How can sequestration affect our industry?

news · 6 years ago
by Krisztián Niesz

I guess the two most important questions are: What the heck is sequestration and why should we care about it? The Sequestration Transparency Act, you can hear a lot about currently, is a Budget Control Act passed by Congress and signed in by the President of the United States last year, but is enacted today. . The act defines across-the-board federal cuts of spending for both defense and non-defense programs throughout the nation. With this the aim is to save over $1.2 trillion over ten years starting with the cut of $85 billion this year. Just for comparison, the estimated federal expenditure of the United States for 2012 is $3.8 trillion. So, the outcome of this act probably won’t cause the end of the world, but some industries will definitely feel the pain. Although even President Obama called the coming sequester a “dumb way to do things” in his speech delivered a few days ago in Newport News, VA. The cuts are set to begin on March 1st, while Republicans and Democrats are still “playing the blame game”.1

Although everybody agrees that the consequences won’t be felt overnight, and there are only safe speculations out there about the overall effect, it is predicted that the following areas are going to be hit significantly (the list is obviously not complete, but as you see it is very broad). Education, child care, public safety, defense workers, commercial airlines, health funding, food inspection, foreign aids, NASA, military and fighting forces and even fish and wildlife protection will most likely lose a great deal of money and see researchers moving to extended furlough or even being let go.

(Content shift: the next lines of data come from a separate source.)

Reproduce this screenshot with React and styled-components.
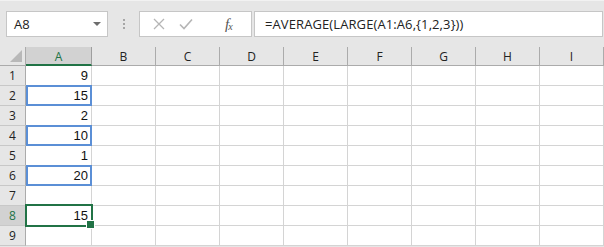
import React from 'react';
import styled, { createGlobalStyle } from 'styled-components';

const GlobalStyle = createGlobalStyle`
  html, body {
    margin: 0;
    padding: 0;
    background: #e6e6e6;
  }
  * {
    box-sizing: border-box;
  }
`;

const Sheet = styled.div`
  width: 604px;
  height: 247px;
  overflow: hidden;
  background: #e6e6e6;
  font-family: "Liberation Sans", Arial, sans-serif;
`;

const FormulaBar = styled.div`
  display: flex;
  align-items: center;
  height: 47px;
  padding: 0 1px 0 6px;
  border-top: 1px solid #f2f2f2;
`;

const NameBox = styled.div`
  width: 102px;
  height: 26px;
  display: flex;
  align-items: center;
  justify-content: space-between;
  padding: 0 6px 0 7px;
  background: #fff;
  border: 1px solid #c6c6c6;
  font-family: "Open Sans", "Noto Sans", sans-serif;
  font-size: 13px;
  color: #222;
`;

const Caret = styled.span`
  width: 0;
  height: 0;
  border-left: 4px solid transparent;
  border-right: 4px solid transparent;
  border-top: 4px solid #6d6d6d;
`;

const Grip = styled.div`
  width: 31px;
  display: flex;
  flex-direction: column;
  align-items: center;
  gap: 2px;

  span {
    width: 2px;
    height: 2px;
    background: #a6a6a6;
  }
`;

const ButtonBox = styled.div`
  width: 113px;
  height: 26px;
  display: flex;
  align-items: center;
  background: #fff;
  border: 1px solid #c6c6c6;
  padding-left: 13px;
  gap: 14px;
`;

const FxLabel = styled.span`
  margin-left: 18px;
  font-family: "Liberation Serif", "Times New Roman", serif;
  font-style: italic;
  font-size: 15px;
  color: #555;
  letter-spacing: -1px;

  sub {
    font-size: 10px;
    vertical-align: -1px;
  }
`;

const FormulaInput = styled.div`
  flex: 1;
  height: 26px;
  margin-left: 2px;
  display: flex;
  align-items: center;
  padding-left: 10px;
  background: #fff;
  border: 1px solid #c6c6c6;
  font-family: "Open Sans", "Noto Sans", sans-serif;
  font-size: 13px;
  letter-spacing: 0.1px;
  color: #222;
`;

const Grid = styled.div`
  display: grid;
  grid-template-columns: 26px 66px repeat(8, 64px);
  grid-template-rows: 19px repeat(9, 20px);
  background: #fff;
`;

const Corner = styled.div`
  position: relative;
  background: #e6e6e6;
  border-right: 1px solid #ababab;
  border-bottom: 1px solid #ababab;

  &::after {
    content: "";
    position: absolute;
    right: 3px;
    bottom: 3px;
    border-left: 12px solid transparent;
    border-bottom: 12px solid #b8b8b8;
  }
`;

const ColHead = styled.div`
  display: flex;
  align-items: center;
  justify-content: center;
  background: ${p => (p.$active ? '#d2d2d2' : '#e6e6e6')};
  border-right: 1px solid ${p => (p.$active ? '#9e9e9e' : '#ababab')};
  border-bottom: ${p => (p.$active ? '2px solid #217346' : '1px solid #ababab')};
  font-family: "Open Sans", "Noto Sans", sans-serif;
  font-size: 12px;
  color: ${p => (p.$active ? '#217346' : '#222')};
  padding-top: 1px;
`;

const RowHead = styled.div`
  display: flex;
  align-items: center;
  justify-content: center;
  background: ${p => (p.$active ? '#d2d2d2' : '#e6e6e6')};
  border-right: 1px solid #ababab;
  border-bottom: 1px solid #c8c8c8;
  font-family: "Open Sans", "Noto Sans", sans-serif;
  font-size: 12px;
  color: ${p => (p.$active ? '#217346' : '#222')};
`;

const Cell = styled.div`
  position: relative;
  display: flex;
  align-items: flex-end;
  justify-content: flex-end;
  padding: 0 3px 2px 0;
  border-right: 1px solid #d4d4d4;
  border-bottom: 1px solid #d4d4d4;
  font-size: 13px;
  color: #111;

  ${p => p.$mark && `
    &::after {
      content: "";
      position: absolute;
      left: 0;
      top: -1px;
      right: -1px;
      bottom: -1px;
      border: 2px solid #5b8fd6;
    }
  `}

  ${p => p.$selected && `
    &::after {
      content: "";
      position: absolute;
      left: -1px;
      top: -2px;
      right: -2px;
      bottom: -2px;
      border: 2px solid #217346;
      z-index: 1;
    }
    &::before {
      content: "";
      position: absolute;
      right: -4px;
      bottom: -4px;
      width: 7px;
      height: 7px;
      background: #217346;
      border: 1px solid #fff;
      z-index: 2;
    }
  `}
`;

const columns = ['A', 'B', 'C', 'D', 'E', 'F', 'G', 'H', 'I'];

const values = {
  1: { v: '9' },
  2: { v: '15', mark: true },
  3: { v: '2' },
  4: { v: '10', mark: true },
  5: { v: '1' },
  6: { v: '20', mark: true },
  7: { v: '' },
  8: { v: '15', selected: true },
  9: { v: '' },
};

function CrossIcon() {
  return (
    <svg width="12" height="12" viewBox="0 0 12 12">
      <path d="M1 1 L11 11 M11 1 L1 11" stroke="#b5b5b5" strokeWidth="1.3" fill="none" />
    </svg>
  );
}

function CheckIcon() {
  return (
    <svg width="14" height="12" viewBox="0 0 14 12">
      <path d="M1 6.5 L5 10.5 L13 1.5" stroke="#b5b5b5" strokeWidth="1.6" fill="none" />
    </svg>
  );
}

export default function App() {
  return (
    <Sheet>
      <GlobalStyle />
      <FormulaBar>
        <NameBox>
          A8
          <Caret />
        </NameBox>
        <Grip>
          <span />
          <span />
          <span />
        </Grip>
        <ButtonBox>
          <CrossIcon />
          <CheckIcon />
          <FxLabel>f<sub>x</sub></FxLabel>
        </ButtonBox>
        <FormulaInput>=AVERAGE(LARGE(A1:A6,{'{'}1,2,3{'}'}))</FormulaInput>
      </FormulaBar>
      <Grid>
        <Corner />
        {columns.map(c => (
          <ColHead key={c} $active={c === 'A'}>{c}</ColHead>
        ))}
        {Object.keys(values).map(r => (
          <React.Fragment key={r}>
            <RowHead $active={r === '8'}>{r}</RowHead>
            <Cell $mark={values[r].mark} $selected={values[r].selected}>{values[r].v}</Cell>
            {columns.slice(1).map(c => (
              <Cell key={c} />
            ))}
          </React.Fragment>
        ))}
      </Grid>
    </Sheet>
  );
}
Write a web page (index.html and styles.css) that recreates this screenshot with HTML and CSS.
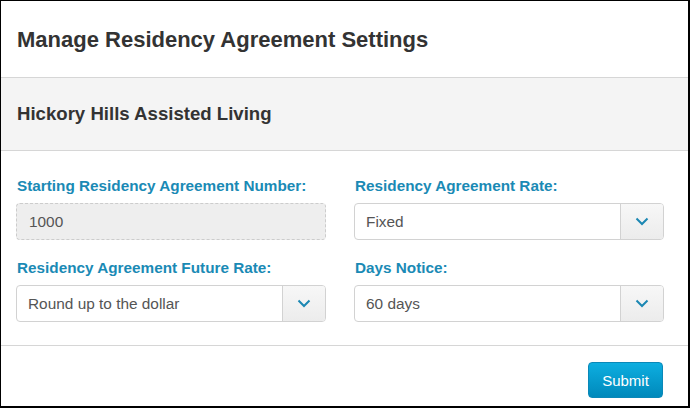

Calling for this sequestration act instead of trying to reduce the budget via other more painless or or rational ways, as sad as it is in itself, may also harshly influence the pharmaceutical industry. My guess is that the consequences won’t be felt in the US only, but because of the current way of doing things, namely outsourcing and externalization of research and development, it is going to make its mark on the industry worldwide. What we can see now is that pharma is very concerned about how agencies like the Food and Drug Administration (FDA) will react to the cuts. It is more than likely that those cuts will be taken from the user fees paid to the FDA by the industry, which in turn will have a serious effect on the drug approval rate. This, again, won’t be felt overnight, but will have an impact in longer time. National Institutes of Health (NIH) is also expected to get hit substantially from this act nationwide, which means that the basic research and drug development carried out within these facilities will suffer. Since pharma companies often sponsor NIH facilities or collaborate with them directly any effect on NIH funding will negatively impact pharma. Beyond NIH, pharma research will also be hit by reductions in research budgets for the National Science Foundation (NSF), an independent federal agency responsible for ~ 20% of federally sponsored academic research. It is believed that from NSF funding only $450 million will be cut over the next few years.2 Furthermore, Medicare providers will feel a rather significant 2% cut in reimbursement fees, which will in turn have its negative impact on the downstream support sectors including health centers, medical institutions employing many practitioners.

So, for now it seems there is nothing left but hope that sense will prevail in Washington and this act can be reined in with more rational approaches to cutting the budget.